B. Equitable Tolling
In some instances, equitable tolling can extend the limitations period. Equitable tolling is an extraordinary remedy that applies only “when strict application of the statute of limitations would be inequitable.” Mathis v. Thaler, 616 F.3d 461, 475 (5th Cir. 2010) (quoting In re Wilson, 442 F.3d 872, 875 (5th Cir. 2006) (per curiam)); see also Davis v. Johnson, 158 F.3d 806, 811 (5th Cir. 1998) (equitable tolling applies only “in rare and exceptional circumstances”). A habeas 7 “petitioner is entitled to equitable tolling only if he shows (1) that he has been pursuing his rights diligently, and (2) that some extraordinary circumstance stood in his way and prevented timely filing.” Holland v. Florida, 560 U.S. 631, 649 (2010) (cleaned up) (quoting Pace v. DiGuglielmo, 544 U.S. 408, 418 (2005)). The failure to meet the statute of limitations “must result from external factors beyond [the petitioner's] control; delays of the petitioner's own making do not qualify.” In re Wilson, 442 F.3d at 875. A “garden variety claim of excusable neglect” does not support equitable tolling. Lookingbill v. Cockrell, 293 F.3d 256,264 (5th Cir. 2002). Neither does a lack of knowledge of the law, a misunderstanding of filing deadlines, or status as a layman. See Felder v. Johnson, 204 F.3d 168, 171-72 (5th Cir. 2000) (citing cases). And the habeas petitioner has the burden of justifying equitable tolling. See Holland, 560 U.S. at 649; Hardy v. Quarterman, 577 F.3d 596, 598 (5th Cir. 2009) (per curiam).

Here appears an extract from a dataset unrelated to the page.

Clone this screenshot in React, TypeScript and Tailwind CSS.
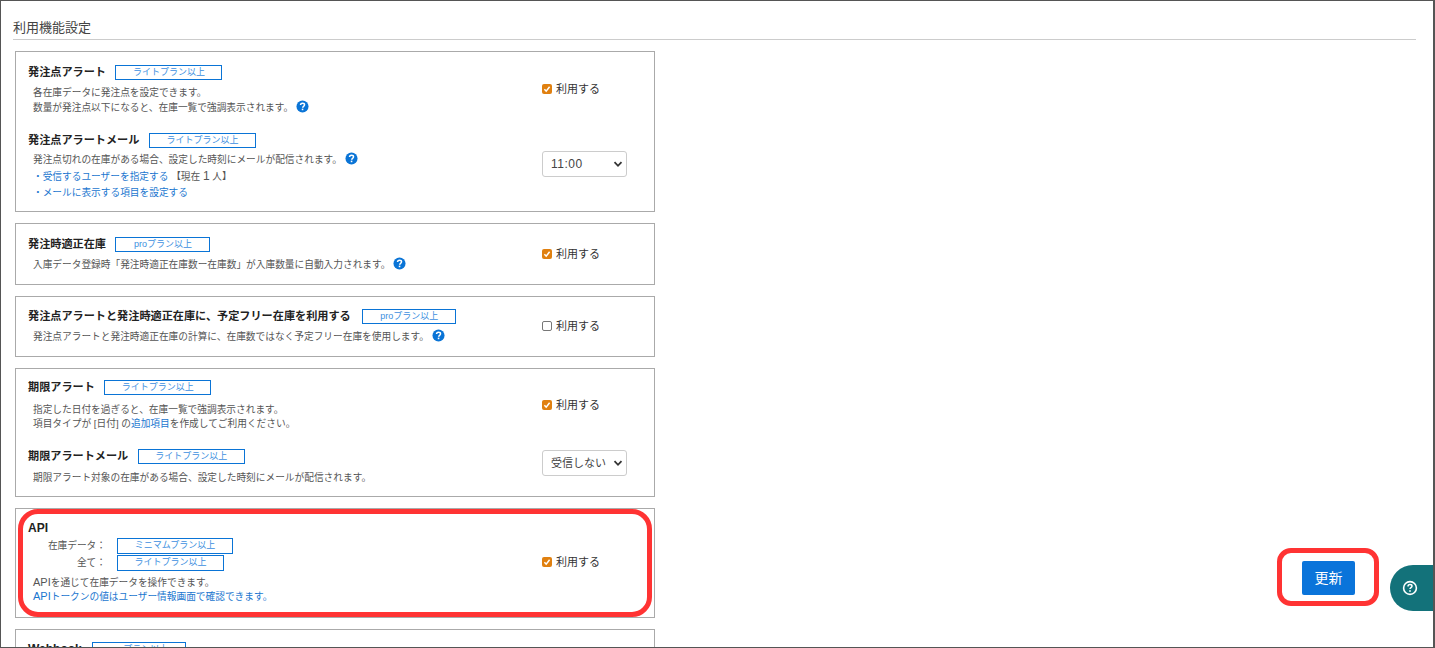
import React from 'react';

const FONT = "font-['Liberation_Sans','Noto_Sans_CJK_JP',sans-serif]";

const HelpIcon = () => (
  <svg viewBox="0 0 14 14" className="inline-block w-[13px] h-[13px] align-[-2px]">
    <circle cx="7" cy="7" r="6.5" fill="#0a74d6" />
    <path d="M4.9 5.4c0-1.3 1-2 2.2-2s2.1.7 2.1 1.8c0 1.6-2 1.6-2 3.1" fill="none" stroke="#fff" strokeWidth="1.6" />
    <rect x="6.2" y="9.3" width="1.7" height="1.7" fill="#fff" />
  </svg>
);

const Badge = ({ label, w }: { label: string; w: string }) => (
  <span className={`inline-block h-[15px] leading-[12px] border border-[#0a74d6] text-[#3d8fe0] text-[9px] text-center ${w}`}>
    {label}
  </span>
);

const Title = ({ children, latin }: { children: React.ReactNode; latin?: boolean }) => (
  <span className={`font-bold text-[#222] leading-[15px] ${latin ? 'text-[12px]' : 'text-[11.15px]'}`}>{children}</span>
);

const Desc = ({ children, className = '' }: { children: React.ReactNode; className?: string }) => (
  <p className={`text-[9.7px] text-[#555] pl-[5px] ${className}`}>{children}</p>
);

const Use = ({ checked = true }: { checked?: boolean }) => (
  <label className="flex items-center gap-[4px] text-[11px] text-[#333]">
    {checked ? (
      <span className="flex items-center justify-center w-[10px] h-[10px] rounded-[2px] bg-[#e08010]">
        <svg viewBox="0 0 10 10" className="w-[10px] h-[10px]">
          <path d="M2.4 5.2 4.2 7.2 7.6 2.8" fill="none" stroke="#fff" strokeWidth="1.5" />
        </svg>
      </span>
    ) : (
      <span className="w-[10px] h-[10px] rounded-[2px] border border-[#777] bg-white" />
    )}
    利用する
  </label>
);

const Pick = ({ value, text }: { value: string; text: string }) => (
  <div className={`flex items-center justify-between w-[85px] h-[26px] pl-2 pr-[3px] border border-[#ccc] rounded-[3px] text-[#444] ${text}`}>
    <span>{value}</span>
    <svg viewBox="0 0 10 10" className="w-[10px] h-[10px]">
      <path d="M1.5 3.2 5 6.8 8.5 3.2" fill="none" stroke="#333" strokeWidth="1.8" />
    </svg>
  </div>
);

const Link = ({ children }: { children: React.ReactNode }) => <span className="text-[#1a76cf]">{children}</span>;

const Card = ({ h, children, className = '' }: { h: string; children: React.ReactNode; className?: string }) => (
  <section className={`w-[640px] border border-[#aaa] pl-3 ${h} ${className}`}>{children}</section>
);

export default function App() {
  return (
    <div className={`relative w-[1435px] h-[648px] overflow-hidden bg-white border-t border-l border-b border-r-2 border-[#555] ${FONT}`}>
      <div className="pt-[17px] pl-3 pr-[17px]">
        <h2 className="text-[13px] leading-[19px] pb-[2px] text-[#444] border-b border-[#ccc]">利用機能設定</h2>
      </div>

      <div className="flex flex-col gap-[11px] pt-[11px] pl-[14px]">
        <Card h="h-[161px]" className="flex flex-col">
          <div className="flex pt-[13px]">
            <div className="w-[514px]">
              <div className="flex items-center gap-[9.5px]">
                <Title>発注点アラート</Title>
                <Badge label="ライトプラン以上" w="w-[107px]" />
              </div>
              <Desc className="mt-[6px] leading-[14px]">
                各在庫データに発注点を設定できます。
                <br />
                数量が発注点以下になると、在庫一覧で強調表示されます。 <HelpIcon />
              </Desc>
            </div>
            <div className="pt-[16px]">
              <Use />
            </div>
          </div>
          <div className="flex pt-[18px]">
            <div className="w-[514px]">
              <div className="flex items-center gap-[9.5px]">
                <Title>発注点アラートメール</Title>
                <Badge label="ライトプラン以上" w="w-[107px]" />
              </div>
              <Desc className="mt-[4px] leading-[16px]">
                発注点切れの在庫がある場合、設定した時刻にメールが配信されます。 <HelpIcon />
                <br />
                <Link>・受信するユーザーを指定する</Link> 【現在 <span className="text-[12px]">1</span> 人】
                <br />
                <Link>・メールに表示する項目を設定する</Link>
              </Desc>
            </div>
            <div className="pt-[18px]">
              <Pick value="11:00" text="text-[12px] tracking-[0.5px]" />
            </div>
          </div>
        </Card>

        <Card h="h-[62px]" className="flex pt-[13px]">
          <div className="w-[514px]">
            <div className="flex items-center gap-[9.5px]">
              <Title>発注時適正在庫</Title>
              <Badge label="proプラン以上" w="w-[95px]" />
            </div>
            <Desc className="mt-[5px] leading-[14px]">
              入庫データ登録時「発注時適正在庫数ー在庫数」が入庫数量に自動入力されます。 <HelpIcon />
            </Desc>
          </div>
          <div className="pt-[9px]">
            <Use />
          </div>
        </Card>

        <Card h="h-[61px]" className="flex pt-[12px]">
          <div className="w-[514px]">
            <div className="flex items-center gap-[11.5px]">
              <Title>発注点アラートと発注時適正在庫に、予定フリー在庫を利用する</Title>
              <Badge label="proプラン以上" w="w-[94px]" />
            </div>
            <Desc className="mt-[5px] leading-[14px]">
              発注点アラートと発注時適正在庫の計算に、在庫数ではなく予定フリー在庫を使用します。 <HelpIcon />
            </Desc>
          </div>
          <div className="pt-[9px]">
            <Use checked={false} />
          </div>
        </Card>

        <Card h="h-[129px]" className="flex flex-col">
          <div className="flex pt-[11px]">
            <div className="w-[514px]">
              <div className="flex items-center gap-[9.5px]">
                <Title>期限アラート</Title>
                <Badge label="ライトプラン以上" w="w-[107px]" />
              </div>
              <Desc className="mt-[8px] leading-[14px]">
                指定した日付を過ぎると、在庫一覧で強調表示されます。
                <br />
                項目タイプが [日付] の<Link>追加項目</Link>を作成してご利用ください。
              </Desc>
            </div>
            <div className="pt-[17px]">
              <Use />
            </div>
          </div>
          <div className="flex pt-[18px]">
            <div className="w-[514px]">
              <div className="flex items-center gap-[9.5px]">
                <Title>期限アラートメール</Title>
                <Badge label="ライトプラン以上" w="w-[107px]" />
              </div>
              <Desc className="mt-[7px] leading-[14px]">期限アラート対象の在庫がある場合、設定した時刻にメールが配信されます。</Desc>
            </div>
            <div className="pt-[1px]">
              <Pick value="受信しない" text="text-[11px]" />
            </div>
          </div>
        </Card>

        <Card h="h-[110px]" className="flex">
          <div className="w-[514px] pt-[6px]">
            <Title latin>API</Title>
            <div className="grid grid-cols-[78px_auto] gap-x-[11px] gap-y-[1px] -mt-[1px] text-[9.7px] text-[#555] justify-start">
              <span className="text-right leading-[16px]">在庫データ：</span>
              <Badge label="ミニマムプラン以上" w="w-[116px] h-[16px]" />
              <span className="text-right leading-[16px]">全て：</span>
              <Badge label="ライトプラン以上" w="w-[107px] h-[16px]" />
            </div>
            <Desc className="mt-[5px] leading-[14px]">
              <span className="text-[11px] leading-none">API</span>を通じて在庫データを操作できます。
              <br />
              <Link>
                <span className="text-[11px] leading-none">API</span>トークンの値はユーザー情報画面で確認できます。
              </Link>
            </Desc>
          </div>
          <div className="pt-[45px]">
            <Use />
          </div>
        </Card>

        <Card h="h-[40px]" className="pt-[12px]">
          <div className="flex items-center gap-[10.5px]">
            <Title latin>Webhook</Title>
            <Badge label="proプラン以上" w="w-[94px]" />
          </div>
        </Card>
      </div>

      {/* red annotation marks */}
      <div className="absolute left-[17px] top-[508px] w-[634px] h-[108px] border-[5px] border-[#f33] rounded-[20px]" />
      <div className="absolute left-[1276px] top-[547px] w-[102px] h-[58px] border-[5px] border-[#f33] rounded-[14px]" />

      <button className="absolute left-[1301px] top-[560px] w-[53px] h-[34px] rounded-[2px] bg-[#0a74da] text-white text-[14px]">
        更新
      </button>

      {/* floating help tab */}
      <div className="absolute left-[1389px] top-[564px] w-[43px] h-[46px] rounded-l-[23px] bg-[#13727a] flex items-center pl-[12px]">
        <svg viewBox="0 0 16 16" className="w-[16px] h-[16px]">
          <circle cx="8" cy="8" r="6.4" fill="none" stroke="#fff" strokeWidth="1.6" />
          <path d="M6 6.4c0-1.2.9-1.8 2-1.8s2 .6 2 1.6c0 1.4-2 1.4-2 2.7" fill="none" stroke="#fff" strokeWidth="1.5" />
          <rect x="7.2" y="10.2" width="1.6" height="1.6" fill="#fff" />
        </svg>
      </div>
    </div>
  );
}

Ybarra's allegations fail to satisfy either element necessary to entitle him to equitable tolling. First, Ybarra fails to show that he has been diligently pursuing his rights. He does not explain why he never refiled his state habeas application in compliance with Rule 73.1(d), and the untimeliness resulting from his failure to comply with those rules in the first place will not support equitable tolling. See Larry v. Dretke, 361 F.3d 890, 897-98 (5th Cir. 2004). In addition, Ybarra does not explain why he waited two months to ask the Court of Criminal Appeals to 8 reconsider the dismissal or why he waited more than ten months after the Court of Criminal Appeals denied his motion to reconsider before filing his federal petition. Equitable tolling is not intended to benefit those who sleep on their rights, see Manning v. Epps, 688 F.3d 177, 183 (5th Cir. 2012), and these long periods of inactivity indicate a lack of due diligence. Second, Ybarra has not alleged any facts tending to show that any extraordinary circumstance actually prevented him from timely filing his federal petition.

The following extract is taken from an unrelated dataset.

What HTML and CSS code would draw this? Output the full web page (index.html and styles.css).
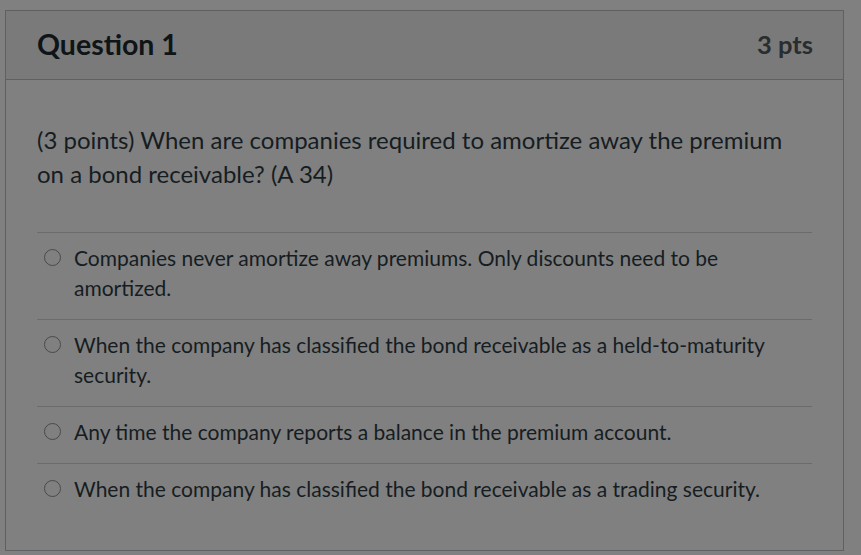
FILE: index.html
```html
<!DOCTYPE html>
<html lang="en">
<head>
<meta charset="utf-8">
<title>Question 1</title>
<link rel="stylesheet" href="styles.css">
</head>
<body>
<div class="card">
  <div class="card-header">
    <h2 class="title">Question 1</h2>
    <span class="points">3 pts</span>
  </div>
  <div class="card-body">
    <p class="question">(3 points) When are companies required to amortize away the premium on a bond receivable? (A 34)</p>
    <ul class="answers">
      <li class="answer"><span class="radio"></span><span class="answer-text">Companies never amortize away premiums. Only discounts need to be amortized.</span></li>
      <li class="answer"><span class="radio"></span><span class="answer-text">When the company has classified the bond receivable as a held-to-maturity security.</span></li>
      <li class="answer"><span class="radio"></span><span class="answer-text">Any time the company reports a balance in the premium account.</span></li>
      <li class="answer"><span class="radio"></span><span class="answer-text">When the company has classified the bond receivable as a trading security.</span></li>
    </ul>
  </div>
</div>
</body>
</html>
```
FILE: styles.css
```css
html, body {
  margin: 0;
  padding: 0;
  background: #808080;
  font-family: Lato, "Open Sans", sans-serif;
  color: #161d22;
}
body {
  padding: 10px 0 0 5px;
  height: 555px;
  box-sizing: border-box;
  overflow: hidden;
}
.card {
  width: 839px;
  height: 541px;
  box-sizing: border-box;
  border: 1px solid #5e6163;
  background: #808080;
}
.card-header {
  height: 69px;
  box-sizing: border-box;
  border-bottom: 1px solid #5e6163;
  background: #7a7a7a;
  display: flex;
  align-items: center;
  justify-content: space-between;
  padding: 0 30px 3px 31px;
}
.title {
  margin: 0;
  font-size: 28.5px;
  font-weight: 700;
  color: #0f1417;
}
.points {
  font-size: 25.5px;
  font-weight: 700;
  color: #2a2d30;
}
.card-body {
  padding: 43px 30px 0 31px;
}
.question {
  margin: 0 0 41px;
  font-size: 24px;
  line-height: 34px;
  width: 770px;
}
.answers {
  list-style: none;
  margin: 0;
  padding: 0;
  width: 775px;
}
.answer {
  border-top: 1px solid #6b6b6b;
  display: flex;
  align-items: flex-start;
  padding: 10px 30px 16px 7px;
  font-size: 21px;
  line-height: 30px;
}
.radio {
  flex: none;
  width: 15px;
  height: 15px;
  border: 1.5px solid #474a4c;
  border-radius: 50%;
  margin: 6px 13px 0 0;
}
.answer-text {
  flex: 1;
}
```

The Court is troubled by the failure of either the District Attorney or the state habeas trial court to raise the issue of the obvious lack of Ybarra's signature on his state habeas application earlier in the state habeas proceedings. Nevertheless, Ybarra's failure to file a state application that conformed to the rules after being informed of the error and his 10-month delay between learning of the state habeas application dismissal and filing his federal petition convinces the Court that Ybarra is not entitled to equitable tolling. .
Because Ybarra has failed to satisfy either element necessary to entitle him to equitable tolling, the limitations period will not be extended on that basis. Ybarra's federal habeas petition is untimely and will be dismissed on that basis.

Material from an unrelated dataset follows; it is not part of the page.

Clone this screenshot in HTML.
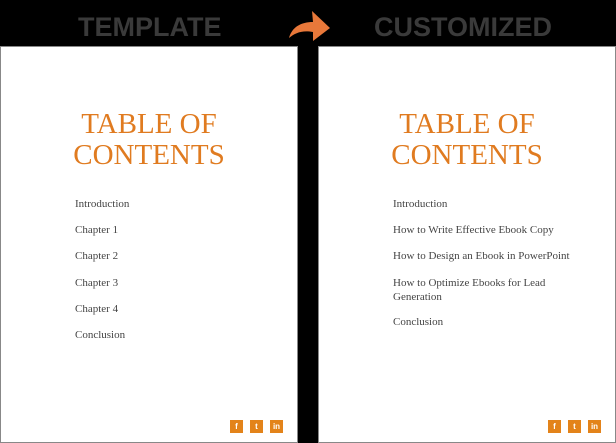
<!DOCTYPE html>
<html><head><style>
body{margin:0;width:616px;height:443px;background:#000;position:relative;overflow:hidden;font-family:"Liberation Serif",serif}
.h{position:absolute;top:12px;font-family:"Liberation Sans",sans-serif;font-weight:bold;font-size:27px;color:#3a3a3a;letter-spacing:0px}
.p{position:absolute;top:46px;height:397px;background:#fff;border:1px solid #888;box-sizing:border-box}
.t{position:absolute;top:62px;width:100%;text-align:center;color:#e07b20;font-size:29px;line-height:31px}
.i{position:absolute;left:74px;font-size:11px;color:#444;line-height:14px}
.s{position:absolute;top:373px;width:13px;height:13px;background:#e3831a;color:#fff;font:bold 8px "Liberation Sans",sans-serif;text-align:center;line-height:13px}
</style></head><body>
<div class="h" style="left:78px">TEMPLATE</div>
<div class="h" style="left:374px">CUSTOMIZED</div>
<svg style="position:absolute;left:288px;top:8px" width="43" height="34" viewBox="0 0 43 34"><path d="M1 30 C4 19 13 14 25 14 L24 3 L42 20 L25 33 L25 24 C14 22 7 25 1 30Z" fill="#e8783a"/></svg>
<div class="p" style="left:0;width:298px">
<div class="t">TABLE OF<br>CONTENTS</div>
<div class="i" style="top:150px">Introduction</div>
<div class="i" style="top:176px">Chapter 1</div>
<div class="i" style="top:202px">Chapter 2</div>
<div class="i" style="top:229px">Chapter 3</div>
<div class="i" style="top:255px">Chapter 4</div>
<div class="i" style="top:281px">Conclusion</div>
<div class="s" style="left:229px">f</div><div class="s" style="left:249px">t</div><div class="s" style="left:269px">in</div>
</div>
<div class="p" style="left:318px;width:298px">
<div class="t">TABLE OF<br>CONTENTS</div>
<div class="i" style="top:150px">Introduction</div>
<div class="i" style="top:176px">How to Write Effective Ebook Copy</div>
<div class="i" style="top:202px">How to Design an Ebook in PowerPoint</div>
<div class="i" style="top:229px">How to Optimize Ebooks for Lead<br>Generation</div>
<div class="i" style="top:268px">Conclusion</div>
<div class="s" style="left:229px">f</div><div class="s" style="left:249px">t</div><div class="s" style="left:269px">in</div>
</div>
</body></html>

III. CERTIFICATE OF APPEALABILITY
Habeas corpus actions under § 2254 require a certificate of appealability to proceed on appeal. 28 U.S.C. § 2253(c)(1); Miller-El v. Cockrell, 537 U.S. 322, 335-36 (2003). Rule 11 of the Rules Governing Section 2254 Cases requires a district court to issue or deny a certificate of appealability when entering a final order that is adverse to the petitioner. To be entitled to a certificate of appealability, the petitioner must make “a substantial showing of the denial of a constitutional right,” 28 U.S.C. § 2253(c)(2), which requires a petitioner to demonstrate “that reasonable jurists would find the district court's assessment of the constitutional claims debatable or wrong.” Tennard v. Dretke, 542 U.S. 274, 276 (2004) (quoting Slack v. McDaniel, 529 U.S. 473, 484 (2000)). The petitioner must show “that reasonable jurists could debate whether (or, for that matter, agree that) the petition should have been resolved in a different manner or that the issues presented were ‘adequate to deserve encouragement to proceed further.'” Miller-El, 537 U.S. at 336 (quoting Slack, 529 U.S. at 484). When the denial of relief is based on procedural grounds, the petitioner must show not only that “jurists of reason would find it debatable whether the petition states a valid claim of the denial of a constitutional right,” but also that they “would find it debatable whether the district court was correct in its procedural ruling.” Slack, 529 U.S. at 484. A district court may deny a certificate of appealability, sua sponte, without requiring further briefing or argument. See Alexander v. Johnson, 211 F.3d 895, 898 (5th Cir. 2000) (per curiam).
Because Ybarra has not shown that reasonable jurists would find the Court's resolution of the constitutional issues debatable or wrong, this Court will not issue a certificate of appealability.
IV. CONCLUSION AND ORDER
Based on the foregoing, the Court ORDERS as follows:
1. The respondent's motion to dismiss, (Dkt. 7), is GRANTED.
2. Ybarra's petition for writ of habeas corpus, (Dkt. 1), is DISMISSED with prejudice as untimely.
3. Final judgment will be separately entered.
4. Any other pending motions are DENIED as moot.
5. A certificate of appealability is DENIED.
The Clerk shall send a copy of this Order to the parties.